I commit constantly. After every passing test, every completed function, every logical checkpoint. Here's why.
The Anti-Pattern
End-of-day commits:
commit abc123
Author: Developer
Date: Friday 6pm
WIP: lots of changes
- Added user auth
- Fixed bug in payments
- Refactored database layer
- Updated tests
- Changed config format
500 lines changed. Five unrelated things. Good luck reviewing that.
The Better Way
Incremental commits:
commit def456: feat: add password validation to signup
commit ghi789: fix: handle null user in payment flow
commit jkl012: refactor: extract database connection pool
commit mno345: test: add coverage for auth edge cases
commit pqr678: config: switch to YAML format
Each commit is one logical change. Each can be reviewed, reverted, or cherry-picked independently.
Why It Matters
Easier Code Review
Reviewers can understand one change at a time. "This commit adds validation" is reviewable. "This commit does five things" isn't.
Safer Reverts
Something broke? git bisect finds the exact commit. Revert it. Done.
With giant commits, reverting means losing good changes along with the bad.
Better History
Six months later, "why does this code exist?" The answer is in the commit message—if each commit is focused enough to have a clear message.
Psychological Checkpoints
Each commit is progress. Stuck on a hard problem? At least your last three small wins are saved.
When to Commit
After:
- A test passes
- A function works
- A bug is fixed
- A refactor is complete
- Any logical unit of work
Before:
- Switching to a different task
- Taking a break
- Ending the day
The question isn't "is this big enough to commit?" It's "is this a coherent change?"
What Makes a Good Commit
One thing. Not "add feature and fix bug and refactor." One thing.
Working state. Tests pass. Code compiles. Don't commit broken code.
Clear message. Future you should understand what changed and why.
feat: add rate limiting to API endpoints
Adds a sliding window rate limiter to prevent abuse.
Limit: 100 requests per minute per IP.
Closes #234
The Fear
"But my history will be messy!"
Squash before merging if you want clean history. The messy incremental commits are your development log. The squashed merge is the official record.
"But I'll commit too often!"
There's no such thing. You can always squash later. You can't un-squash a giant commit.
"But it's slower!"
git commit -m "message" takes two seconds. The time you save debugging and reviewing dwarfs the commit overhead.
My Actual Flow
- Make a small change
- Run tests
- If tests pass:
git add -p && git commit -m "description" - Repeat
The -p flag lets me stage hunks interactively. Even within one file, I can split changes into separate commits.
Habits That Help
Commit messages first. Write the message, then make the change. If you can't write a clear message, the change might not be focused enough.
Atomic changes. Don't mix refactoring with features. Refactor first, commit. Add feature, commit.
Work in progress is okay. WIP: trying new approach is fine—just squash before merging.

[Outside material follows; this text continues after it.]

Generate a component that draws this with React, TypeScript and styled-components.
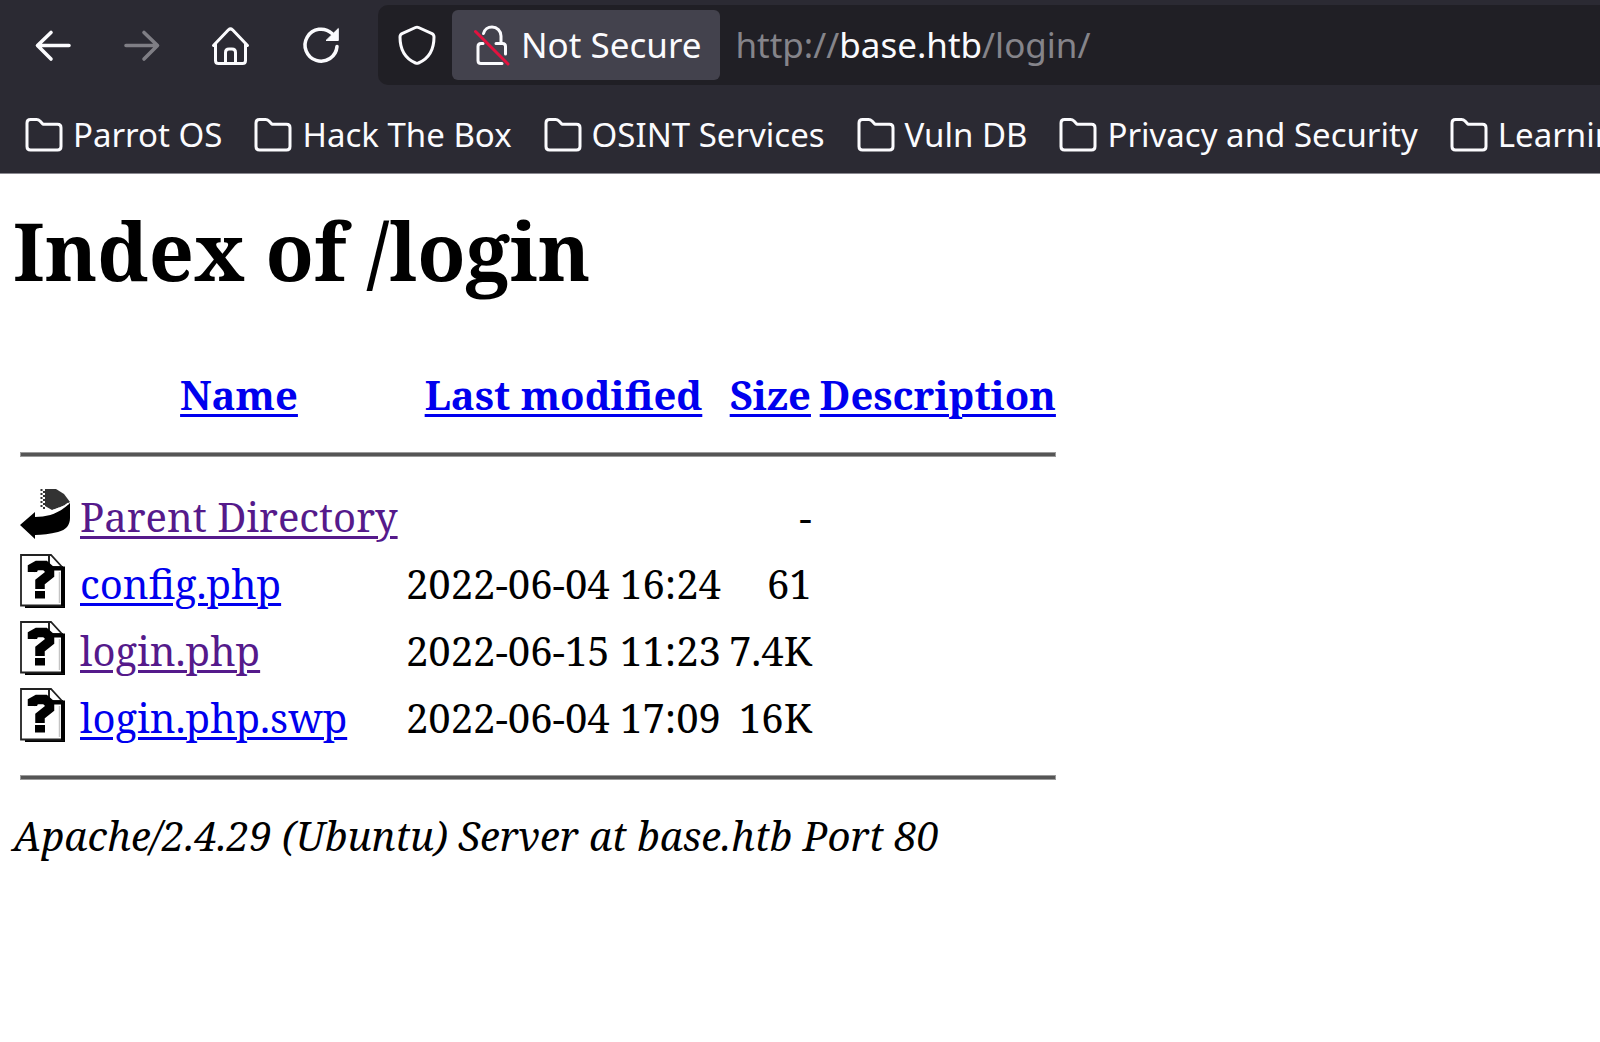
import React from "react";
import styled, { createGlobalStyle } from "styled-components";

const GlobalStyle = createGlobalStyle`
  *, *::before, *::after { box-sizing: border-box; }
  body { margin: 0; background: #ffffff; overflow-x: hidden; }
`;

const uiFont = '"Noto Sans", "Open Sans", sans-serif';
const pageFont = '"Noto Serif", "DejaVu Serif", serif';

const Chrome = styled.header`
  background: #2b2a33;
  color: #fbfbfe;
  font-family: ${uiFont};
  border-bottom: 1px solid #8a8990;
  overflow: hidden;
`;

const NavRow = styled.nav`
  display: flex;
  align-items: center;
  padding: 5px 0 0 8px;
`;

const NavButton = styled.button`
  display: flex;
  flex: none;
  align-items: center;
  justify-content: center;
  width: 89px;
  height: 80px;
  padding: 0;
  border: 0;
  background: none;
  color: #fbfbfe;
  &:disabled { color: #7f7e85; }
`;

const UrlBar = styled.div`
  display: flex;
  flex: 1;
  align-items: center;
  height: 80px;
  margin-left: 14px;
  background: #201f25;
  border-radius: 10px 0 0 10px;
`;

const ShieldButton = styled(NavButton)`
  width: 74px;
  padding-left: 4px;
`;

const SecurityChip = styled.button`
  display: flex;
  flex: none;
  align-items: center;
  gap: 11px;
  height: 70px;
  padding: 0 19px 0 22px;
  border: 0;
  border-radius: 6px;
  background: #43424d;
  color: #fbfbfe;
  font-family: inherit;
  font-size: 35px;
  line-height: 48px;
`;

const Address = styled.div`
  flex: 1;
  padding-left: 15px;
  color: #85848a;
  font-size: 35px;
  line-height: 48px;
  white-space: nowrap;
  outline: none;
`;

const Host = styled.span`
  color: #fbfbfe;
`;

const BookmarkRow = styled.nav`
  display: flex;
  align-items: center;
  gap: 32px;
  height: 88px;
  padding: 12px 0 0 25px;
`;

const BookmarkButton = styled.button`
  display: flex;
  flex: none;
  align-items: center;
  gap: 10px;
  padding: 0;
  border: 0;
  background: none;
  color: #fbfbfe;
  font-family: inherit;
  font-size: 33px;
  line-height: 44px;
  white-space: nowrap;
`;

const Icon = styled.svg`
  display: block;
  flex: none;
  overflow: visible;
`;

const Page = styled.main`
  padding: 23px 13px 48px;
  color: #000000;
  font-family: ${pageFont};
  font-size: 40px;
  line-height: 54px;
`;

const Title = styled.h1`
  margin: 0 0 56px;
  font-size: 79px;
  line-height: 108px;
`;

const Listing = styled.table`
  margin: 0 0 2px 1px;
  border-spacing: 5px;
  border-collapse: separate;
  white-space: nowrap;
`;

const HeadCell = styled.th<{ $width: number }>`
  min-width: ${(p) => p.$width}px;
  padding: 2px 2px 2px 1px;
  text-align: center;
`;

const IconCell = styled.td`
  padding: 2px 2px 2px 1px;
  height: 62px;
`;

const Cell = styled.td<{ $right?: boolean }>`
  padding: 4px 2px 0 1px;
  text-align: ${(p) => (p.$right ? "right" : "left")};
`;

const RuleCell = styled.th`
  height: 50px;
  padding: 2px 2px 2px 1px;
`;

const Rule = styled.hr`
  height: 5px;
  margin: 0;
  border: 1px solid #9a9a9a;
  background: #555555;
`;

const Link = styled.a<{ $visited?: boolean }>`
  color: ${(p) => (p.$visited ? "#551a8b" : "#0000ee")};
  text-decoration: underline;
  text-decoration-thickness: 3px;
  text-underline-offset: 4px;
`;

const ServerLine = styled.address`
  font-style: italic;
`;

const BackIcon = ({ flip = false }: { flip?: boolean }) => (
  <Icon width="40" height="40" viewBox="0 0 40 40" fill="none" stroke="currentColor" strokeWidth="3.600" strokeLinecap="round" strokeLinejoin="round" aria-hidden="true">
    <g transform={flip ? "translate(40 0) scale(-1 1)" : undefined}>
      <path d="M36 20.500H5M18 7.500L4.500 20.500L18 34" />
    </g>
  </Icon>
);

const HomeIcon = () => (
  <Icon width="40" height="40" viewBox="0 0 40 40" fill="none" stroke="currentColor" strokeWidth="3" strokeLinecap="round" strokeLinejoin="round" aria-hidden="true">
    <path d="M2.500 20.500L17.500 4.800Q19.500 3 21.500 4.800L36.500 20.500" />
    <path d="M4.500 19V35.500Q4.500 38.500 7.500 38.500H31.500Q34.500 38.500 34.500 35.500V19" />
    <path d="M14.500 38V27.500Q14.500 24 18 24H21Q24.500 24 24.500 27.500V38" />
  </Icon>
);

const ReloadIcon = () => (
  <Icon width="40" height="40" viewBox="0 0 40 40" aria-hidden="true">
    <path d="M37 21.500A16 16 0 1 1 32 8.500" fill="none" stroke="currentColor" strokeWidth="3.500" strokeLinecap="round" />
    <path d="M38.300 3.500V15.500H26Z" fill="currentColor" stroke="currentColor" strokeWidth="1" strokeLinejoin="round" />
  </Icon>
);

const ShieldIcon = () => (
  <Icon width="40" height="40" viewBox="0 0 40 40" fill="none" stroke="currentColor" strokeWidth="3" strokeLinejoin="round" aria-hidden="true">
    <path d="M18.500 2.500Q20 1.800 21.500 2.500L35 8.600Q37 9.600 37 12C37 24 32 33.500 21.500 38Q20 38.700 18.500 38C8 33.500 3 24 3 12Q3 9.600 5 8.600Z" />
  </Icon>
);

const BrokenLockIcon = () => (
  <Icon width="36" height="40" viewBox="0 0 36 40" fill="none" strokeLinecap="round" aria-hidden="true">
    <g stroke="#fbfbfe" strokeWidth="3">
      <path d="M9.500 8.500C10.500 4.500 14 2 18 2C23 2 27 6 27 11V18" />
      <path d="M9 18.500H7Q4 18.500 4 21.500V35.500Q4 38.500 7 38.500H28" />
      <path d="M22 18.500H28.500Q31.500 18.500 31.500 21.500V29" />
    </g>
    <path d="M1.500 6.500L34 39" stroke="#e3123f" strokeWidth="3" />
  </Icon>
);

const FolderIcon = () => (
  <Icon width="38" height="36" viewBox="0 0 38 36" fill="none" stroke="currentColor" strokeWidth="3" strokeLinejoin="round" aria-hidden="true">
    <path d="M2 6Q2 2.500 5.500 2.500H11.500Q13.500 2.500 15 4L18 7.300H32.500Q36 7.300 36 10.800V29.500Q36 33 32.500 33H5.500Q2 33 2 29.500Z" />
  </Icon>
);

const ParentIcon = () => (
  <Icon width="52" height="56" viewBox="0 0 52 56" role="img" aria-label="[PARENTDIR]">
    <path d="M25 2H36L44 7L50 15L43 19L32 23L25 19Z" fill="#333333" />
    <path d="M21.500 2V20" stroke="#333333" strokeWidth="2" strokeDasharray="2 2" />
    <path d="M24 4V22" stroke="#333333" strokeWidth="2" strokeDasharray="2 2" />
    <path d="M0 38L15 25V30C28 30 40 26 50 16V31C50 38 46 43 38 45C30 47 22 48 15 48V52Z" fill="#000000" />
    <path d="M32 24L43 20L49 16" fill="none" stroke="#ffffff" strokeWidth="1.600" strokeDasharray="3 2" />
  </Icon>
);

const UnknownIcon = () => (
  <Icon width="52" height="56" viewBox="0 0 52 56" role="img" aria-label="[   ]">
    <path d="M5 51H42V13H45V54H5Z" fill="#000000" />
    <path d="M1 1H31L43 14V51.500H1Z" fill="#ffffff" stroke="#222222" strokeWidth="1.800" />
    <path d="M42.500 15V52" stroke="#000000" strokeWidth="3" />
    <path d="M39.500 18V49" stroke="#c4c4c4" strokeWidth="1.500" />
    <path d="M29 1V13H43" fill="none" stroke="#222222" strokeWidth="2" />
    <path d="M30 14.500H45" stroke="#000000" strokeWidth="4" />
    <path d="M12.500 18V14L17 11.500H25L29.500 15.500V20.500L20 28V35" fill="none" stroke="#000000" strokeWidth="9.500" />
    <path d="M15 37H25V44.500H15Z" fill="#000000" />
  </Icon>
);

const bookmarks = ["Parrot OS", "Hack The Box", "OSINT Services", "Vuln DB", "Privacy and Security", "Learning Resources"];

const columns = [
  { label: "Name", width: 321 },
  { label: "Last modified", width: 316 },
  { label: "Size", width: 84 },
  { label: "Description", width: 238 },
];

const files = [
  { name: "Parent Directory", date: "", size: "-", visited: true, parent: true },
  { name: "config.php", date: "2022-06-04 16:24", size: "61" },
  { name: "login.php", date: "2022-06-15 11:23", size: "7.4K", visited: true },
  { name: "login.php.swp", date: "2022-06-04 17:09", size: "16K" },
];

const RuleRow = () => (
  <tr>
    <RuleCell colSpan={5}>
      <Rule />
    </RuleCell>
  </tr>
);

export default function App() {
  return (
    <>
      <GlobalStyle />
      <Chrome>
        <NavRow aria-label="Navigation">
          <NavButton type="button" aria-label="Back"><BackIcon /></NavButton>
          <NavButton type="button" aria-label="Forward" disabled><BackIcon flip /></NavButton>
          <NavButton type="button" aria-label="Home"><HomeIcon /></NavButton>
          <NavButton type="button" aria-label="Reload"><ReloadIcon /></NavButton>
          <UrlBar>
            <ShieldButton type="button" aria-label="Tracking protection"><ShieldIcon /></ShieldButton>
            <SecurityChip type="button">
              <BrokenLockIcon />
              Not Secure
            </SecurityChip>
            <Address role="textbox" aria-label="Address" tabIndex={0}>
              http://<Host>base.htb</Host>/login/
            </Address>
          </UrlBar>
        </NavRow>
        <BookmarkRow aria-label="Bookmarks">
          {bookmarks.map((name) => (
            <BookmarkButton type="button" key={name}>
              <FolderIcon />
              {name}
            </BookmarkButton>
          ))}
        </BookmarkRow>
      </Chrome>
      <Page>
        <Title>Index of /login</Title>
        <Listing>
          <thead>
            <tr>
              <HeadCell $width={55} />
              {columns.map((c) => (
                <HeadCell key={c.label} $width={c.width} scope="col">
                  <Link href="#">{c.label}</Link>
                </HeadCell>
              ))}
            </tr>
          </thead>
          <tbody>
            <RuleRow />
            {files.map((f) => (
              <tr key={f.name}>
                <IconCell>{f.parent ? <ParentIcon /> : <UnknownIcon />}</IconCell>
                <Cell><Link href="#" $visited={f.visited}>{f.name}</Link></Cell>
                <Cell $right>{f.date}</Cell>
                <Cell $right>{f.size}</Cell>
                <Cell />
              </tr>
            ))}
            <RuleRow />
          </tbody>
        </Listing>
        <ServerLine>Apache/2.4.29 (Ubuntu) Server at base.htb Port 80</ServerLine>
      </Page>
    </>
  );
}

Push frequently. Commits on your machine aren't safe. Push to remote regularly.
The Compound Effect
Good commit habits compound. Clean history makes code review faster. Faster review means faster merging. Faster merging means less divergence. Less divergence means fewer conflicts.
Small commits → fast reviews → quick merges → smooth collaboration.
Start small. Commit often. Your future self will thank you.